**Written problem**.
Answer with the number of lines in the listing below that contain the word "index", and nothing else.

——————————

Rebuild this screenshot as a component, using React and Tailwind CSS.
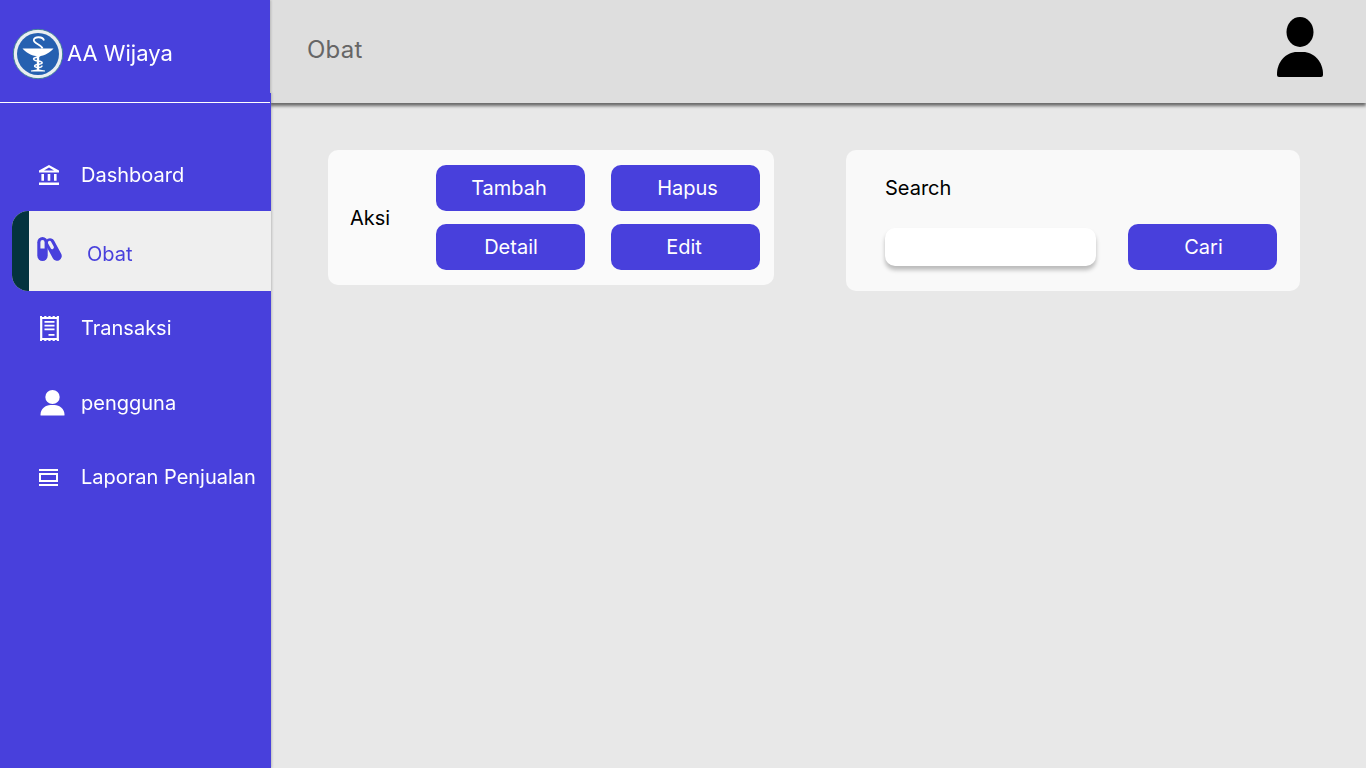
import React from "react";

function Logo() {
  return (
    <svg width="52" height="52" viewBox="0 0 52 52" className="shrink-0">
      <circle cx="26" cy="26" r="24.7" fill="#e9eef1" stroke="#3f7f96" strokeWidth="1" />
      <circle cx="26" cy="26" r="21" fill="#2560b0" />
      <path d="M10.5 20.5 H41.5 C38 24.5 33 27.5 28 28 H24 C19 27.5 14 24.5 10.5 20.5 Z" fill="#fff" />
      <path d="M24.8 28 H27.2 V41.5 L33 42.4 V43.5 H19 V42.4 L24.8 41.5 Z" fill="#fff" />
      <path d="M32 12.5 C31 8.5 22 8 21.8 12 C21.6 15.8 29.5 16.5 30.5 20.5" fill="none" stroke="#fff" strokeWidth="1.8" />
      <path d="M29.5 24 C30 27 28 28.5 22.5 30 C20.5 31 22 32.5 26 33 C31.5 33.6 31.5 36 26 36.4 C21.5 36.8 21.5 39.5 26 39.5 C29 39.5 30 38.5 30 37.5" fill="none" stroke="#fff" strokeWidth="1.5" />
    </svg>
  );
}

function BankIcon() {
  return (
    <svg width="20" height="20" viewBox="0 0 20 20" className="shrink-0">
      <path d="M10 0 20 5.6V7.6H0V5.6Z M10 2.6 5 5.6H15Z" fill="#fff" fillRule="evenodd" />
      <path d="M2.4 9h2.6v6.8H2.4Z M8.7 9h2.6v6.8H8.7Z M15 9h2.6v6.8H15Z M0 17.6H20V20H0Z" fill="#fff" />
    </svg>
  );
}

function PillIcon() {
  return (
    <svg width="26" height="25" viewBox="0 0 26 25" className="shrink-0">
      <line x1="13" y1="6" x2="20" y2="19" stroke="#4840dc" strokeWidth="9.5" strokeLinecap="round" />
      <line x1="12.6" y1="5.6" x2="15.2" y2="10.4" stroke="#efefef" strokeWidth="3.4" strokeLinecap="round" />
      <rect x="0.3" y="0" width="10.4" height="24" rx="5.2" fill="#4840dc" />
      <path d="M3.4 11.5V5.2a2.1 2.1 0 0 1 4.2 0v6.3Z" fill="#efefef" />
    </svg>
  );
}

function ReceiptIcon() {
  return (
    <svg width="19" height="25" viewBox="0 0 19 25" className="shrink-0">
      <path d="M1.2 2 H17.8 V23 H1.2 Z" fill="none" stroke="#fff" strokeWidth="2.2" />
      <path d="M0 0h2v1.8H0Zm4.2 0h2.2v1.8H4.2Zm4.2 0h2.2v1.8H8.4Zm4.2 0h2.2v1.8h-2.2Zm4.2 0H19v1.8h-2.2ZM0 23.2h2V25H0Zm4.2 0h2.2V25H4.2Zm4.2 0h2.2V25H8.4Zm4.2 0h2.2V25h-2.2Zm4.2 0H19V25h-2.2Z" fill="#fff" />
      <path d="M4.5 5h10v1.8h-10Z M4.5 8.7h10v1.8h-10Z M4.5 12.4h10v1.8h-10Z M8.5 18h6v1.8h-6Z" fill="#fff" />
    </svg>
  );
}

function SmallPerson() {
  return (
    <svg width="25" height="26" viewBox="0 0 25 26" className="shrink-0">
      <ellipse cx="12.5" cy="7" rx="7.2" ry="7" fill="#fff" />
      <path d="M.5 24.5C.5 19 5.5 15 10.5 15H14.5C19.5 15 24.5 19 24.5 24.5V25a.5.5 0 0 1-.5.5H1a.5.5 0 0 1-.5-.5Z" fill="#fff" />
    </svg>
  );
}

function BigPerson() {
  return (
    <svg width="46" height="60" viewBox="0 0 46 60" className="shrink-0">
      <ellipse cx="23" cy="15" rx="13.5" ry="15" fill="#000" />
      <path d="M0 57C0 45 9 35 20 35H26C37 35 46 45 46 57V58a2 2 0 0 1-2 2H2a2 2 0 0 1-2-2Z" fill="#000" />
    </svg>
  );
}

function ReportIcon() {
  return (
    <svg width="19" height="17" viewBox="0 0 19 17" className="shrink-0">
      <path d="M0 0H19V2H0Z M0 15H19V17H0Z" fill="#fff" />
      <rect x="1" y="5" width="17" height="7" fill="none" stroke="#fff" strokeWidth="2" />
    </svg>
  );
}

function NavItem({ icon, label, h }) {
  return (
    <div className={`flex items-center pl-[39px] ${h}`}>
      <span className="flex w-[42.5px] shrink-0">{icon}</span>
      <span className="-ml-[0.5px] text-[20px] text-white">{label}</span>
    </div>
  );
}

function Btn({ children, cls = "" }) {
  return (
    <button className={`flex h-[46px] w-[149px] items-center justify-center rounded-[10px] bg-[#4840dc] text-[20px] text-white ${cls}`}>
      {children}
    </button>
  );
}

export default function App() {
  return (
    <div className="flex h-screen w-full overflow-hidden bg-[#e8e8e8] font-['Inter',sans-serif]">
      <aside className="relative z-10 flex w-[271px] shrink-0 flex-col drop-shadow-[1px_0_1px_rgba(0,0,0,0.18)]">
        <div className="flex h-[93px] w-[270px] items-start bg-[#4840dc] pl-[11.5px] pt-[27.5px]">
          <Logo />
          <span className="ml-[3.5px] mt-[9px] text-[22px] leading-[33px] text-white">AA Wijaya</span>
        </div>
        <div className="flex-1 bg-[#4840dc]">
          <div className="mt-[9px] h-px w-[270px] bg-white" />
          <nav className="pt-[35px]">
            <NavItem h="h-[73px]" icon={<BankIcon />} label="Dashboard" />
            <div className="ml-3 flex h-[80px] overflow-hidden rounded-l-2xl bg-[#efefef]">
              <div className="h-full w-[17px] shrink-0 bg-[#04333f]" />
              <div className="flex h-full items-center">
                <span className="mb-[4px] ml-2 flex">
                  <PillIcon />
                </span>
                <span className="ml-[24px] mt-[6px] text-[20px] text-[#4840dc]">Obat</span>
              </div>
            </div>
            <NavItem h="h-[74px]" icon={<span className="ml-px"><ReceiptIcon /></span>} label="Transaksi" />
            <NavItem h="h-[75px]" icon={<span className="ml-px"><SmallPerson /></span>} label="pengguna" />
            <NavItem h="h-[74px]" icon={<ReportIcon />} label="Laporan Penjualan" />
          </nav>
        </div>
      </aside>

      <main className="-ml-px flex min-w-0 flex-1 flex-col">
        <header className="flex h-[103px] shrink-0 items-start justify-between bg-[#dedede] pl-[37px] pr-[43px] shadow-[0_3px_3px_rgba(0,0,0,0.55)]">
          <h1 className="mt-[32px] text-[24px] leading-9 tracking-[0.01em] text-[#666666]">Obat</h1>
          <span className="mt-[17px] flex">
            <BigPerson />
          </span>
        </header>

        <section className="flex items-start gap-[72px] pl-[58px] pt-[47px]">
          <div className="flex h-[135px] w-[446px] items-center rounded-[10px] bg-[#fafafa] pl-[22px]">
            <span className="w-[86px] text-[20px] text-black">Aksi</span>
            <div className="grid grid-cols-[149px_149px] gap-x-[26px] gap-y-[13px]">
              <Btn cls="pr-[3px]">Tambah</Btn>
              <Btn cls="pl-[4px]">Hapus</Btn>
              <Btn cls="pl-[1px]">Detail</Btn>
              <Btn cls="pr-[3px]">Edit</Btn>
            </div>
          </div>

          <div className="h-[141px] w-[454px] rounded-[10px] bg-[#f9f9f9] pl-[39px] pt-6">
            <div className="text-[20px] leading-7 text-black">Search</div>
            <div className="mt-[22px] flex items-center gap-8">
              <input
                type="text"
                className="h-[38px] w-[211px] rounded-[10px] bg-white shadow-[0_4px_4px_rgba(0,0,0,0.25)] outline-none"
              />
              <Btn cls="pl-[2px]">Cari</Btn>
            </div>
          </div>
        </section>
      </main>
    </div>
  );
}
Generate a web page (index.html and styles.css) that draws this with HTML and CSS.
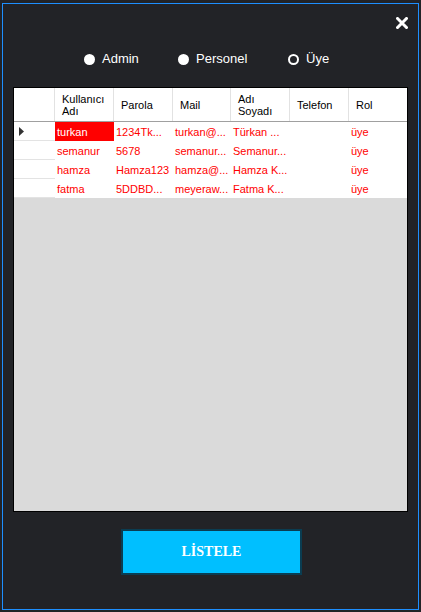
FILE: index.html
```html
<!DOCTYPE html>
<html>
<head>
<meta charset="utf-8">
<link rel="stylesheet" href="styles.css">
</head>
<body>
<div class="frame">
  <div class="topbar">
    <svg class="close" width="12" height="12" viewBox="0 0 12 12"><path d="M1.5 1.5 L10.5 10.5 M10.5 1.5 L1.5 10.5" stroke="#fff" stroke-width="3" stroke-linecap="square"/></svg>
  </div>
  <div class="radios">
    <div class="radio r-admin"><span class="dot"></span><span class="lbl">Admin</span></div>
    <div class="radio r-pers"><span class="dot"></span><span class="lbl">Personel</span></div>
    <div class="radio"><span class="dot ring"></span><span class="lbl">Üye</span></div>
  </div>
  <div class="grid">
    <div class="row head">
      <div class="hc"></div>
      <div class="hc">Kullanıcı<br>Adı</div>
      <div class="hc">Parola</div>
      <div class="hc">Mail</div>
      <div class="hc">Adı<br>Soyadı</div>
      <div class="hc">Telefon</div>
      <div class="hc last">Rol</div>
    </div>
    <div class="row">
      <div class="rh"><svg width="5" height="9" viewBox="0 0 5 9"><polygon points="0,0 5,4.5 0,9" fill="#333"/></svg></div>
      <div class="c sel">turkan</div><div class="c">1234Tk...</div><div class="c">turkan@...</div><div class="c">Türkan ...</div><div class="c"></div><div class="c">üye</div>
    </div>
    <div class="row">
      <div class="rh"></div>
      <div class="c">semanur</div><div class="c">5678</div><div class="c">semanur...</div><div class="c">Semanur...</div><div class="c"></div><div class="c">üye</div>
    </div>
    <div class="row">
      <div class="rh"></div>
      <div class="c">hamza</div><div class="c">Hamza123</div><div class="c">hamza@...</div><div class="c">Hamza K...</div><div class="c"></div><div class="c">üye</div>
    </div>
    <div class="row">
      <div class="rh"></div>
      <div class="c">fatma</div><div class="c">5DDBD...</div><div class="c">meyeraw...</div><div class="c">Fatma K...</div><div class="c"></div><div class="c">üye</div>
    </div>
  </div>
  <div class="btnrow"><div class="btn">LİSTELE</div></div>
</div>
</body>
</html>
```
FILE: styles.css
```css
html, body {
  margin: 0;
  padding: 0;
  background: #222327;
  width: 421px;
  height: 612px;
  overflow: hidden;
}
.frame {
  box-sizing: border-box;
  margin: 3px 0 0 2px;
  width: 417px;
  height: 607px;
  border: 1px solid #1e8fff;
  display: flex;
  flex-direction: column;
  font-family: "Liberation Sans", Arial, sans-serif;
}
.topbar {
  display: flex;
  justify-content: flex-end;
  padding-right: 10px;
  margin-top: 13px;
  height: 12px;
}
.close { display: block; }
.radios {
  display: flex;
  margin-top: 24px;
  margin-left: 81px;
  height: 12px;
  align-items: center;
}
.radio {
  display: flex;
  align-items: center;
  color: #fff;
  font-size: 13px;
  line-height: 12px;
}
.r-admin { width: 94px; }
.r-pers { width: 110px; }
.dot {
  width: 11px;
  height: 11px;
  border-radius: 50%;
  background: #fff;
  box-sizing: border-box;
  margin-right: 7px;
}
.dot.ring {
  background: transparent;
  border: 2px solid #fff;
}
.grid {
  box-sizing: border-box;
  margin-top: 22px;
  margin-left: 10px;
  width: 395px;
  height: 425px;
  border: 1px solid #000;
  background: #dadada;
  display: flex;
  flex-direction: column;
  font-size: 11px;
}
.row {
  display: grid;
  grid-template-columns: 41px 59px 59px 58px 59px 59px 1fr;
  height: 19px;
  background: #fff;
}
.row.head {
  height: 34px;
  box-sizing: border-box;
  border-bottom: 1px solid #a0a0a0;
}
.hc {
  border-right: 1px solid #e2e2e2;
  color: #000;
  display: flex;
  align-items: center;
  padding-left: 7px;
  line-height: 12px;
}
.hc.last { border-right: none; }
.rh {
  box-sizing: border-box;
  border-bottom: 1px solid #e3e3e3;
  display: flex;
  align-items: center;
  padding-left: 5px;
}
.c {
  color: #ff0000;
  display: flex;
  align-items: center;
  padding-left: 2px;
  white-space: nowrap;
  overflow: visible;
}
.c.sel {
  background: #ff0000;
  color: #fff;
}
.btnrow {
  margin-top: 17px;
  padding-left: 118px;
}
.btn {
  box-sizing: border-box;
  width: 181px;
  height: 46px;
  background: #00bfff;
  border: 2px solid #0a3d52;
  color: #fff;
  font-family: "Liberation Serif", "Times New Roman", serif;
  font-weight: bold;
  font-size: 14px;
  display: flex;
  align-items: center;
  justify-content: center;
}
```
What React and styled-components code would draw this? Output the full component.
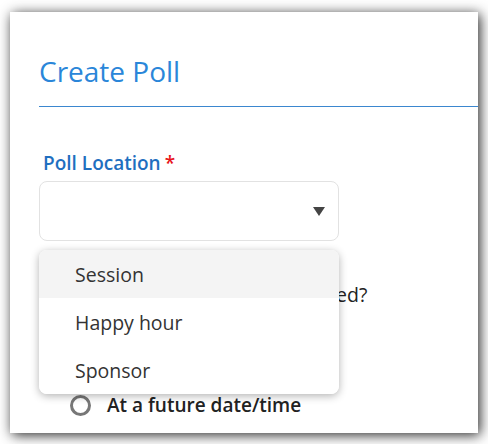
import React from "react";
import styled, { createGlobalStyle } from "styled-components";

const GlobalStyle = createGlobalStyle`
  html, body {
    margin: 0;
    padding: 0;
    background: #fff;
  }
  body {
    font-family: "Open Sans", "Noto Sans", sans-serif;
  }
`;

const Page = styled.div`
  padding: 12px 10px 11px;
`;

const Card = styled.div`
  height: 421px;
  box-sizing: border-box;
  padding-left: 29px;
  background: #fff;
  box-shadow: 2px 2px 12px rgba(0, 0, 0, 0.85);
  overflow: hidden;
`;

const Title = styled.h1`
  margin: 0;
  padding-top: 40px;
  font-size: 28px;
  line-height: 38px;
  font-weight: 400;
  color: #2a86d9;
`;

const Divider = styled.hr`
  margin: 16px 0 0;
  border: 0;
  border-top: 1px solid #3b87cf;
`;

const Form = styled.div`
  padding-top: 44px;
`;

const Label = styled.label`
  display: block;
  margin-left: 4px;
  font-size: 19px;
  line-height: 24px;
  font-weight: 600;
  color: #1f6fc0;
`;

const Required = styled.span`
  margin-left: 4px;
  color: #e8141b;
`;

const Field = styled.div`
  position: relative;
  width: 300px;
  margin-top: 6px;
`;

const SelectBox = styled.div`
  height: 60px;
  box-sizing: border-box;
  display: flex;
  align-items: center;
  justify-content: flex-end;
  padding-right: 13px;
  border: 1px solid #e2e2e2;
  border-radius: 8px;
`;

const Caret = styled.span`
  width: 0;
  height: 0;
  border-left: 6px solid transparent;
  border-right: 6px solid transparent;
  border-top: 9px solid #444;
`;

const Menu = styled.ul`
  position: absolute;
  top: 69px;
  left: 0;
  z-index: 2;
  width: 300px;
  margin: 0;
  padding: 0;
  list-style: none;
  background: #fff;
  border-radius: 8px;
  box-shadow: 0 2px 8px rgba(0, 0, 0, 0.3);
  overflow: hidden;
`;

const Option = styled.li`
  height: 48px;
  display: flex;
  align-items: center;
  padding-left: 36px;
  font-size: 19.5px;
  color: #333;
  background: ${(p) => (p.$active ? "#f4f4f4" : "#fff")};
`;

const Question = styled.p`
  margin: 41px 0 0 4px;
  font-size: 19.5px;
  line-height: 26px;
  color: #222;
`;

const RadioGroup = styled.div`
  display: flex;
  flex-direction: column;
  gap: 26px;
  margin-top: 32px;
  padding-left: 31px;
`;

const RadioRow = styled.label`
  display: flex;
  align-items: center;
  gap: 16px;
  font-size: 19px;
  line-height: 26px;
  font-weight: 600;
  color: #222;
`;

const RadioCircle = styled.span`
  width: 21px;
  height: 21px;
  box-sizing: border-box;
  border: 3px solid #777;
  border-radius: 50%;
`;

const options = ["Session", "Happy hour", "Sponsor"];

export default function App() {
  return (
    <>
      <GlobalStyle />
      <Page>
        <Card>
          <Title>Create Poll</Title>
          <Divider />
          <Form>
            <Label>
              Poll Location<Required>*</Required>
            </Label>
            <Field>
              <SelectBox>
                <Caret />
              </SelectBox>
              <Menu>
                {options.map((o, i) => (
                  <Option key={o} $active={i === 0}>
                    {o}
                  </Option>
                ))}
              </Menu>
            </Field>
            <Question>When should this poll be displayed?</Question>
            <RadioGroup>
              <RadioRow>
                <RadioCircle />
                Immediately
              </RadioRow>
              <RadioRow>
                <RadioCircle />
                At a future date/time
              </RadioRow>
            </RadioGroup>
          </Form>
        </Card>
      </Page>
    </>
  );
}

——————————

**Exercise result**.
3